Abstract

Digitalization is changing society by the increased connectivity and networking that digital technologies enable, such as enhancing communication, services, and trade. Increasingly, policymakers within various national governments and international organizations such as the United Nations (UN) and Organization for Economic Co-operation and Development (OECD) are examining the original sustainability policy concepts applied within the Brundtland Report of 1987 through the lens of digitalization. While the growth of a digital economy may increase productivity and benefit local and global economies, digitalization also raises potential sustainability challenges pertaining to social (i.e., the benefits or costs imposed by disruptive digital technologies upon social networks and ways of life, including threats to economic sustainability and the rise of economic disparity) and environmental wellbeing (i.e., natural resource stewardship and concern for future generations) driven by the automation of information processing and delivery of services. Various perspectives have been raised regarding how the process of digitalization might be governed, and national governments remain at odds regarding a single best strategy to promote sustainable digitalization using the Brundtland concept to meet the development needs of the present without compromising the needs of future generations (i.e., social and environmental well-being).
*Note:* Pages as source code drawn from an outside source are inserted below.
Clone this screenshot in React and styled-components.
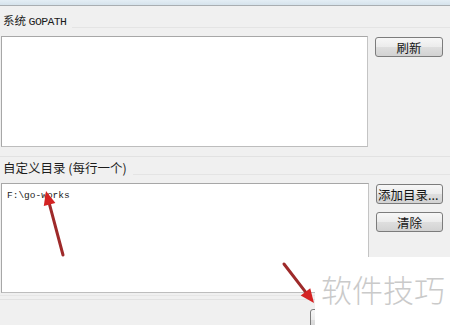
import React from 'react'
import styled, { createGlobalStyle } from 'styled-components'

const Global = createGlobalStyle`
  html, body { margin: 0; padding: 0; background: #f0f0f0; }
  * { box-sizing: border-box; }
`

const CJK = `"Noto Sans CJK SC", "Liberation Sans", sans-serif`

const Win = styled.div`
  position: relative;
  width: 450px;
  height: 325px;
  overflow: hidden;
  background: #f0f0f0;
  font-family: ${CJK};
  color: #1c1c1c;
`
const TopStrip = styled.div`
  height: 6px;
  background: linear-gradient(#e4eef5, #d6e3ec);
  border-bottom: 1px solid #a9aeb2;
`
const Header = styled.div`
  display: flex;
  align-items: center;
  height: ${p => p.$h}px;
  padding: ${p => p.$pt || 0}px 0 ${p => p.$pb || 0}px 3px;
  gap: 6px;
  &::after {
    content: '';
    flex: 1;
    border-top: 1px solid #e4e4e4;
    margin-top: 12px;
  }
`
const Label = styled.span`
  font-size: ${p => p.$size || 12}px;
  line-height: 1;
  white-space: nowrap;
`
const Mono = styled.span`
  font-family: "Liberation Mono", monospace;
  font-size: 11.5px;
  letter-spacing: -0.6px;
`
const Rule = styled.div`
  height: 1px;
  margin-top: ${p => p.$mt}px;
  background: #e2e2e2;
`
const Body = styled.div`
  display: flex;
  align-items: flex-start;
  padding-left: 1px;
  height: ${p => p.$h}px;
`
const TextBox = styled.div`
  width: ${p => p.$w}px;
  height: 100%;
  background: #fff;
  border: 1px solid #a7a7a7;
  border-right-color: #c4c4c4;
  border-bottom-color: #bdbdbd;
  padding: 6px 5px;
  font-family: "Liberation Mono", monospace;
  font-size: 9.5px;
  color: #222;
`
const ButtonCol = styled.div`
  display: flex;
  flex-direction: column;
  gap: 8px;
  margin-left: 7px;
  padding-top: 1px;
`
const Button = styled.div`
  width: ${p => p.$w || 68}px;
  height: ${p => p.$h || 20}px;
  border: 1px solid #7c7c7c;
  border-radius: 3px;
  background: linear-gradient(#f7f7f7 0%, #ececec 48%, #dedede 52%, #d2d2d2 100%);
  display: flex;
  align-items: center;
  justify-content: ${p => (p.$left ? 'flex-start' : 'center')};
  padding-left: ${p => (p.$left ? 1 : 0)}px;
  font-size: 12.5px;
  white-space: nowrap;
  overflow: hidden;
  color: #151515;
`
const Footer = styled.div`
  margin-top: 2px;
  border-top: 1px solid #e6e6e6;
  padding-top: 3px;
`
const FooterLine = styled.div`
  height: 1px;
  background: #e2e2e2;
`
const FooterRow = styled.div`
  display: flex;
  padding: 9px 0 0 310px;
`
const Watermark = styled.div`
  position: absolute;
  left: 315px;
  top: 257px;
  right: 0;
  bottom: 0;
  background: #fff;
  display: flex;
  align-items: center;
  padding: 0 0 6px 6px;
  font-size: 31px;
  font-weight: 300;
  color: #cacaca;
  font-family: ${CJK};
`
const Arrows = styled.svg`
  position: absolute;
  left: 0;
  top: 0;
  pointer-events: none;
`

const Arrow = ({ x1, y1, x2, y2 }) => {
  const a = Math.atan2(y2 - y1, x2 - x1)
  const L = 14, W = 6
  const bx = x2 - L * Math.cos(a), by = y2 - L * Math.sin(a)
  const px = -Math.sin(a) * W, py = Math.cos(a) * W
  return (
    <g>
      <line x1={x1} y1={y1} x2={bx} y2={by} stroke="#9e2a2a" strokeWidth="3" strokeLinecap="round" />
      <polygon points={`${x2},${y2} ${bx + px},${by + py} ${bx - px},${by - py}`} fill="#d42222" />
    </g>
  )
}

export default function App() {
  return (
    <Win>
      <Global />
      <TopStrip />
      <Header $h={30} $pt={1}>
        <Label $size={11.5}>系统 <Mono>GOPATH</Mono></Label>
      </Header>
      <Body $h={111}>
        <TextBox $w={367} />
        <ButtonCol>
          <Button>刷新</Button>
        </ButtonCol>
      </Body>
      <Rule $mt={9} />
      <Header $h={26} $pb={4}>
        <Label $size={12.5}>自定义目录 (每行一个)</Label>
      </Header>
      <Body $h={110}>
        <TextBox $w={368}>F:\go-works</TextBox>
        <ButtonCol>
          <Button $w={67} $left>添加目录...</Button>
          <Button $w={67}>清除</Button>
        </ButtonCol>
      </Body>
      <Footer>
        <FooterLine />
        <FooterRow>
          <Button $w={80} $h={22} />
        </FooterRow>
      </Footer>
      <Watermark>软件技巧</Watermark>
      <Arrows width="450" height="325">
        <Arrow x1={63} y1={255} x2={46} y2={191} />
        <Arrow x1={284} y1={264} x2={314} y2={303} />
      </Arrows>
    </Win>
  )
}
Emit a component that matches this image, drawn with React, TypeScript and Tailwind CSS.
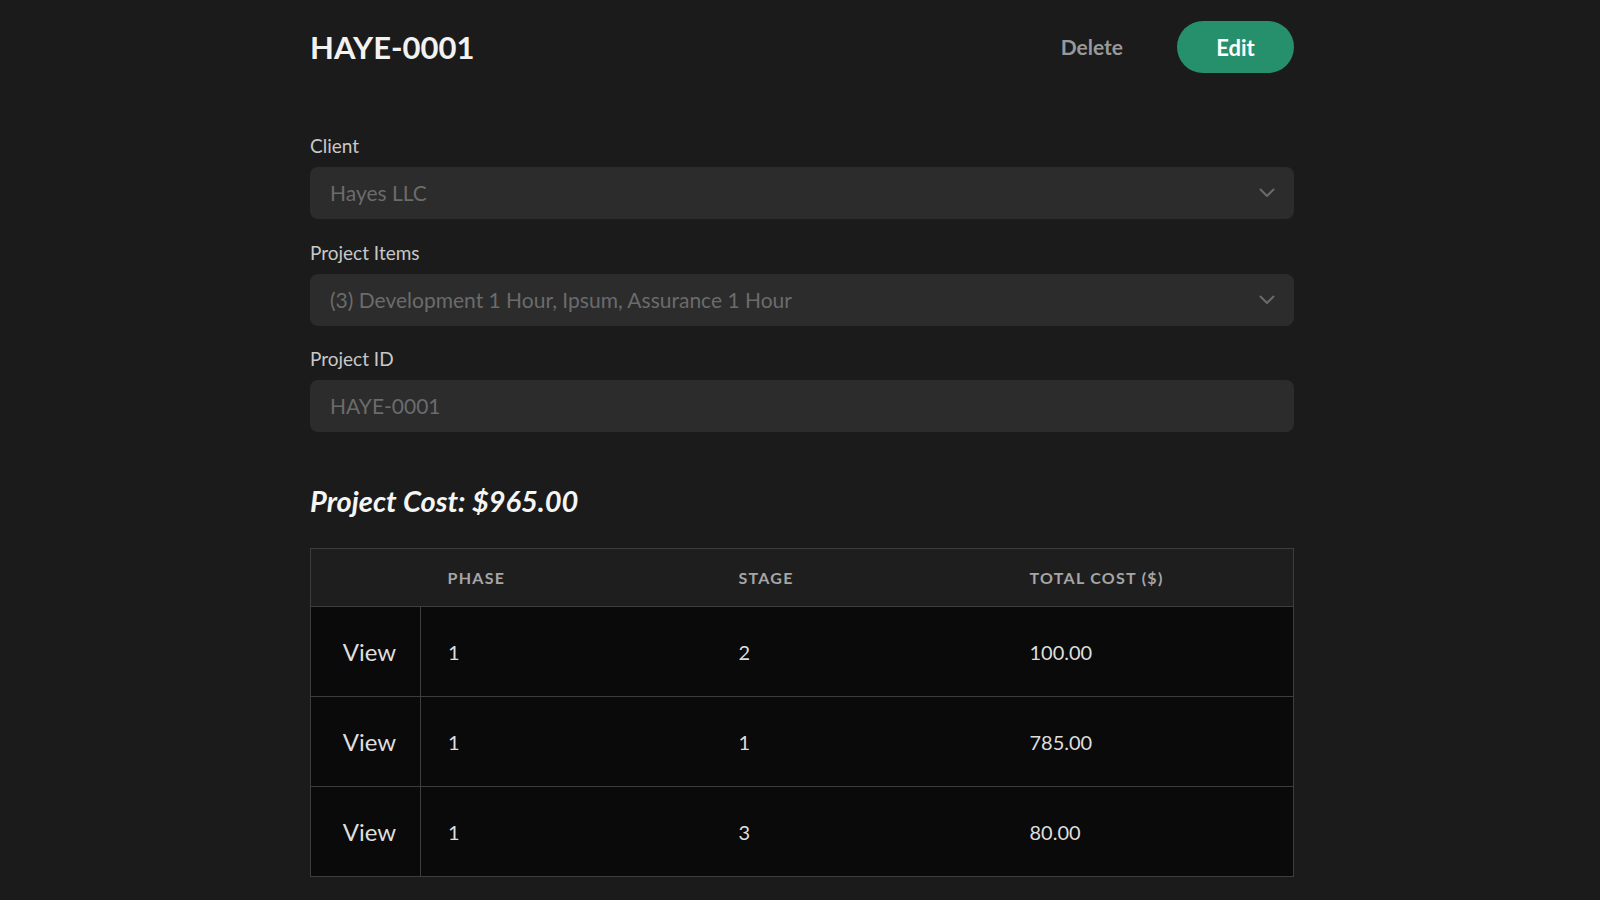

This paper reviews three governance strategies that countries can use in conjunction with adaptive governance to respond to digitalization sustainability threats: (i) a laissez-faire, industry-driven approach; (ii) a precautionary and preemptive strategy on the part of government; and (iii) a stewardship and “active surveillance” approach by government agencies that reduce the risks derived from digitalization while promoting private sector innovation. Regardless of a state’s digital governance response and how it is shaped by political and institutional realities, adaptive governance approaches are likely necessary to address the economic and social sustainability challenges posed within differing manifestations of digitalization.